Lagging slightly behind B Merwan, Brittania and Co started out in 1923 and has barely changed in the intervening century. Its garrulous owner Boman Kohinoor, 96 years young, is part of the place’s unique charm and has welcomed all manner of guests through its doors, including stars of both Bollywood and Hollywood, global politicians and even the Pope. As for the fare, the Irani dhansak and the berry pulao both come highly recommended.
Ask any local where to find the city’s best brun maska (hot toasted buns with crunchy crusts) and they’ll surely mention Yazdani bakery. Mumbai was first blessed by this incredible eatery in the 1950s and the owners can’t be faulted for their industry in the interim – the wood-fired ovens which bake its goods are in operation 24 hours a day. 12 or more bakers work on shifts, sleeping above the ovens in makeshift beds among the rafters when off-duty, churning out more delicious baked treats when on.
One rival to Yazdani’s crown is Kyani & Co, the oldest establishment on this list and surely one of the oldest in Mumbai.

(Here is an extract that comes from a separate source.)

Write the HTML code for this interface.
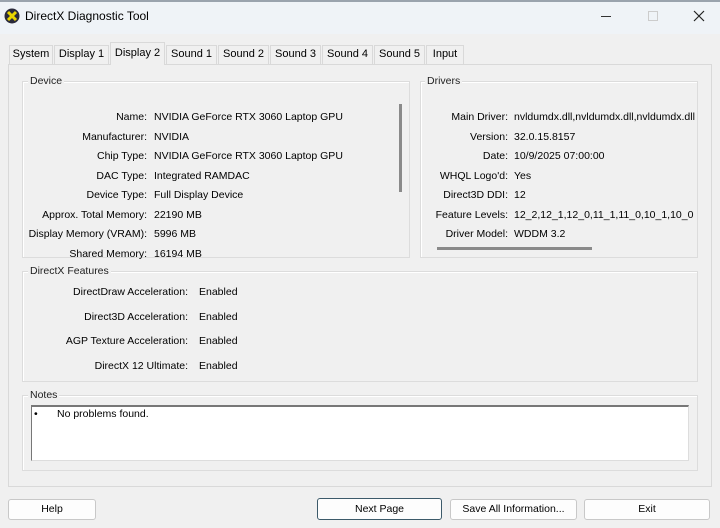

Founded in 1904, this bakery retains all the same décor from the day it first opened and is said to have hosted freedom fighters who plotted their struggle for independence from its wooden boards. Aside from the incredible baked goods on offer, Kyani & Co is also known for its filling breakfasts at highly affordable prices.
Located right next to the Marine Lines train station, Sassanian has been in operation since 1913 and used to entertain pre-5am queues right around the block for its brun pav (crusty bread rolls) and Irani chai. However, when the entrance of the station was reconfigured, its owners found business suddenly dropping off – and so expanded their menu to include masoor dal (red lentil dahl), kheema (spicy minced meat), dhansak and other non-bakery items, making it a satisfying locale to fill your stomach at any time of the day.
The parents of current owner Behram Kosravi arrived in Mumbai in 1925, at which time they were forced to return to the immigration offices every 11 months until the law was relaxed and they were eventually welcomed as part of the city. Café Military opened its doors in 1933 and today is one of the few Irani cafes where patrons can buy beer – but that’s not what it’s famous for. Instead, try the pulav dal (rice and dahl) or kheema sali (minced meat with deep-fried and grated potatoes).